This site uses cookies to provide you with a more responsive and personalised service. By using this site you agree to our use of cookies. Please read our PRIVACY POLICY for more information on the cookies we use and how to delete or block them.

END OF A MAURITIUS (TAX) HOLIDAY

Business Today |

01 June 2016

India's cultural, political, diplomatic and economic relationship with Mauritius dates back to pre-Independence days. Besides being a favourite holiday destination, Mauritius also became an obvious choice for routing investments into India.

ver the past decade and a half, almost $93.65 billion, about 34 per cent of the total foreign direct investment (FDI) inflow into India, came from Mauritius. This preference is largely attributed to the favourable double tax avoidance agreement (tax treaty) between the two countries signed in 1983.

According to the tax treaty, Mauritius has the right to tax capital gains arising to its resident from sale of shares of an Indian company. While India had no right to tax such gains, Mauritius does not tax capital gains arising to its residents. This, according to the Indian government, gave rise to cases of treaty shopping, double non-taxation and round tripping of funds.

The Protocol that will change history

After over a decade and a half of discussions and hard negotiations, the two countries on May 10, 2016, signed a historic protocol that seeks to plug gaps in the tax treaty. With signing of this protocol, India will have right to tax gains from sale of shares of an Indian company acquired on or after April 1, 2017. Protection has been guaranteed to investments in shares made prior to such date, gains therefrom would not be taxable in India.

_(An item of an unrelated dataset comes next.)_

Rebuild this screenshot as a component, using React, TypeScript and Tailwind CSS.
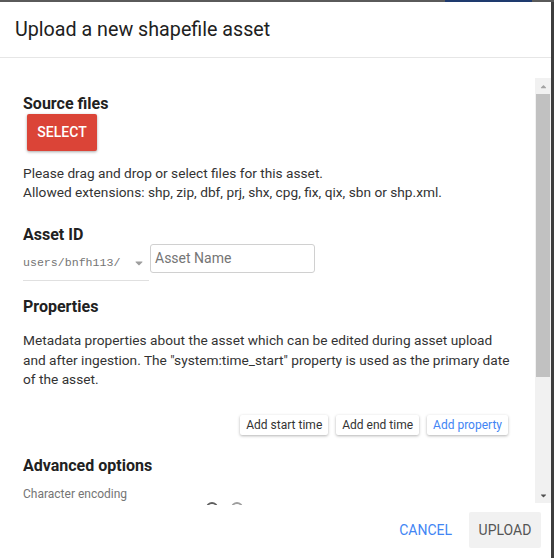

The protocol provides for a transition period for new investments. Capital gains arising on sale of shares acquired on or after April 1, 2017 but sold before March 31, 2019, shall be taxed at 50 per cent of applicable Indian tax rate on capital gains. However, such transitional treatment shall be subject to the inbuilt anti-abuse provision, the Limitation of Benefits (LoB) clause. According to the LoB clause, the investor claiming concessional treatment would need to satisfy the primary purpose test and bonafide business test. The former test acts as a check against entities who have arranged affairs with primary purpose to take advantages of the treaty benefits. The business test seeks to deny benefits to shell/conduit company with negligible/nil business operations or no real and continuous business activities carried out in Mauritius. Exception has been carved out to exclude listed companies or companies with total expenditure on operations in excess of Rs 27 lakh (Mauritian Rupees 15 lakh) in the immediately preceding 12 months from the date capital gain arises.

After the end of the transition period and with effect from April 1, 2019, any sale of shares of an Indian company by a resident of Mauritius shall be chargeable to the full Indian tax rate applicable to such capital gains.

Key Implications

The capital gains taxation at full rate (other than listed shares sold after 12 months) will bring tax treatment of investments from Mauritius on par with Indian investments.

Noticeably, the change in tax treatment applies only to shares. Therefore, right to tax capital gains on other instruments, namely debt securities, compulsorily convertible debentures, futures and options (derivatives), etc. may continue to be with Mauritius.

The Protocol is set to impact the co-terminus benefit under the India-Singapore tax treaty. As per the Protocol signed by India and Singapore in 2005, capital gains on sale of shares in an Indian Company shall be taxed only in Singapore (and not in India) till such time as the India-Mauritius treaty provided a similar treatment to investment from Mauritius. Unless specific amendments are effected in Singapore tax treaty, the Protocol with Mauritius may end the favourable tax regime under the Singapore tax treaty.

With domestic anti-avoidance provisions (GAAR) effective from April 1, 2017, whether concessional tax regime during the transition period is denied by invoking GAAR remains to be seen.

Closing Remarks

This initiative furthers the Indian government's commitment to the G20/OECD initiative on Base Erosion and Profit Shifting (BEPS) to address the issue of tax evasion by treaty shopping.

By this tax policy move, the investor community comprising of foreign institutional investors, private equity funds, holding companies will be affected. While, the signing of Protocol may not be pleasing to some, the announcement has brought clarity and ended a long-standing suspense over the fate of this tax treaty. With the effect being prospective from April 1, 2017, the investors have a short time window to plan their affairs.

While this may see a dip in investments routed from Mauritius and Singapore, it is not likely to impact plans of long term genuine investors seeing a stable economy with promising growth.